With marriage – whatever be its colors enjoying social sanction, it becomes difficult to prosecute any one and with birth certificates and mirage registrations largely non existent in rural hinterlands, it is next to impossible prove that a particular girl was a minor or that a particular woman was not married but trafficked. In India in any case, the Prevention of Immoral Traffic Act despite its name, covers only offences occurring in brothels and non brothel based trafficking as occurs in these kind of sham marriages are not covered. So effectively India lacks current ant trafficking laws.

Of course the issue of trafficking and women being trafficked is not restricted to Kerala and is perhaps more rampant with more dire consequences in other impoverished states. “Trafficking can be disguised as migration, commercial sex or marriage. But what begins as a voluntary decision often ends up as trafficking as victims find themselves in unfamiliar destinations, subjected to unexpected work,” A BBC report for instance quoting the Assam police informs that since 1996 3,184 women and 3,840 female children have gone missing in the state and many have ended up working as call-girls around Delhi or used as “sex slaves” by wealthy landlords in states like Punjab and Haryana. That piece of statistic means that we are talking of about two women a day.

The market rate for a bride currently it seems is between 4,000 and 30,000 rupees ($88 to $660) and the custom of buying brides has not just infected the states of Haryana and Punjab only, it is spreading. In a district where the urban sex ratio is the lowest in the country at 678/1,000 and where the largest tehsil has a sex ratio of 535/1,000, the system of bride buying has become quite rampant in the last five years. Shahjahanpur’s block Bhawaal Kheda has several villages where, due to the low sex ratio, men have been buying brides from states like West Bengal, Orissa, Jharkhand and Bihar.

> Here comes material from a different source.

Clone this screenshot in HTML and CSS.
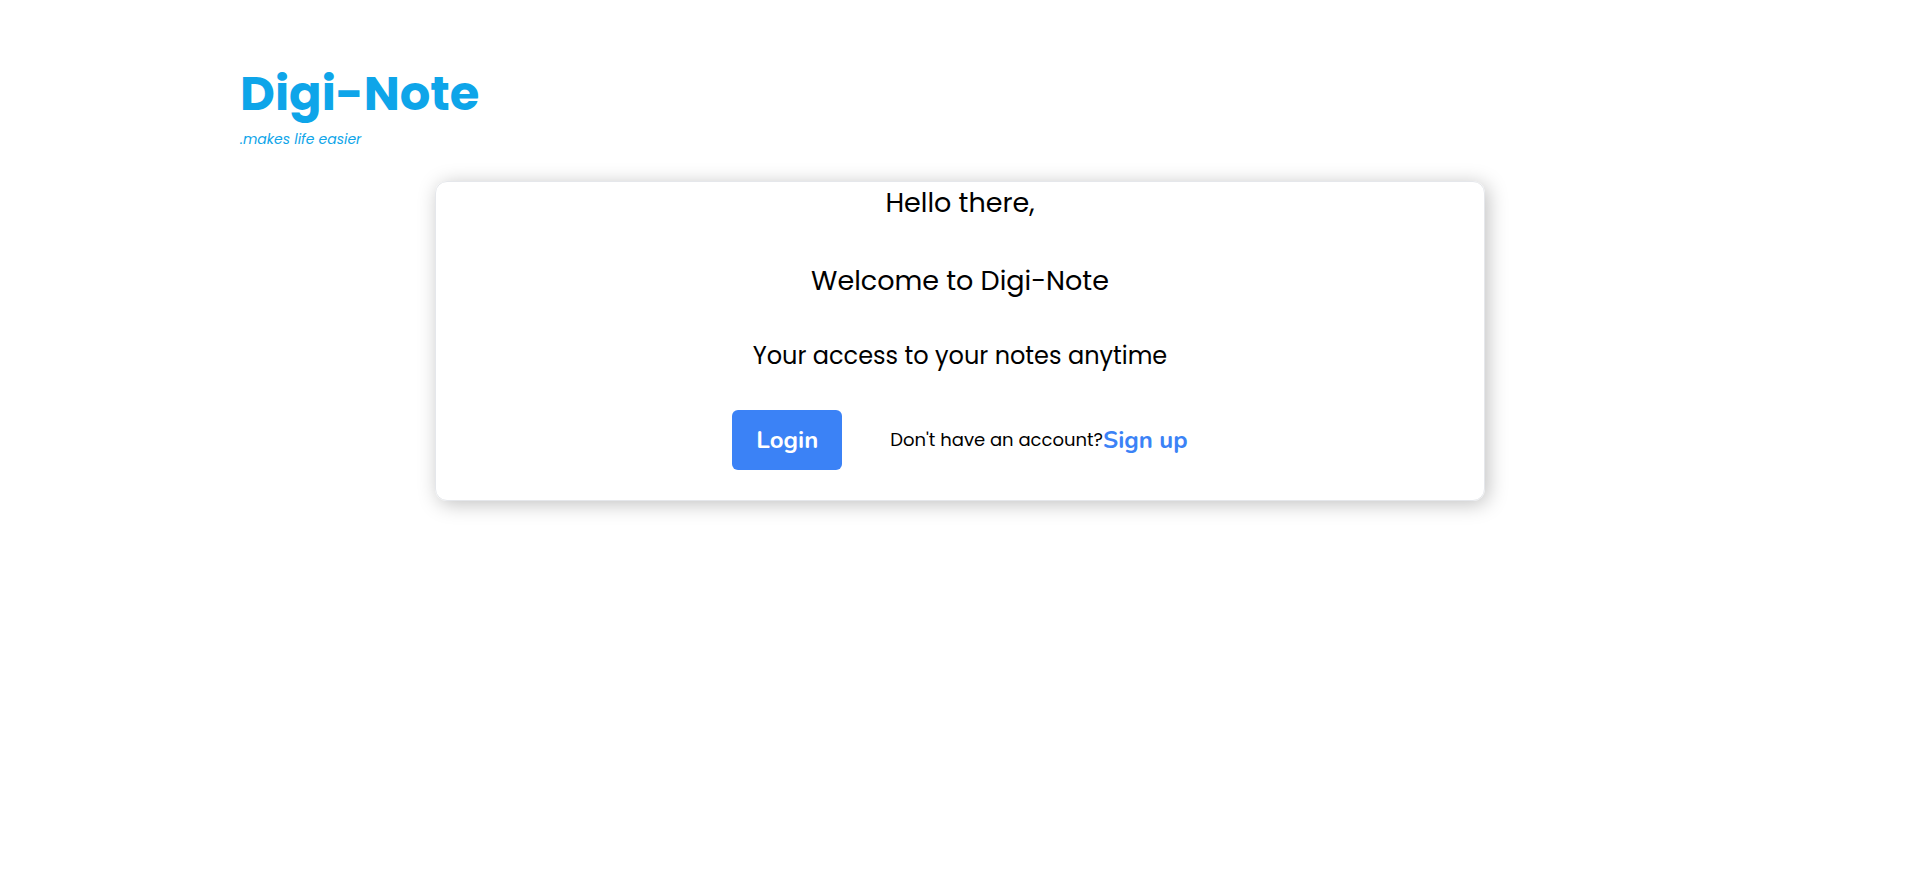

Coming back to the case of the brides out sourced , even if a woman is not bought and sold in the slave market, the racial memory of polyandry as in Draupadi it seems still persists. As the Hindu reports “ In some villages in Punjab, however, all the men in a household have access to the bought bride. She has no choice. Even if she is married to one brother, she must be available to all the other brothers in the house. Thus, polyandry exists, particularly in poor households where only one man can “buy” a wife. Sex selection has ensured that there are too few local women available. And poverty has dictated that only those with money can “buy” a woman. And with sex ratios touching 535 girls per 1000 boys in parts of the country, it may be that soon in places there may be no women to celebrate or observe the annual International Women’s’ Day that just went by.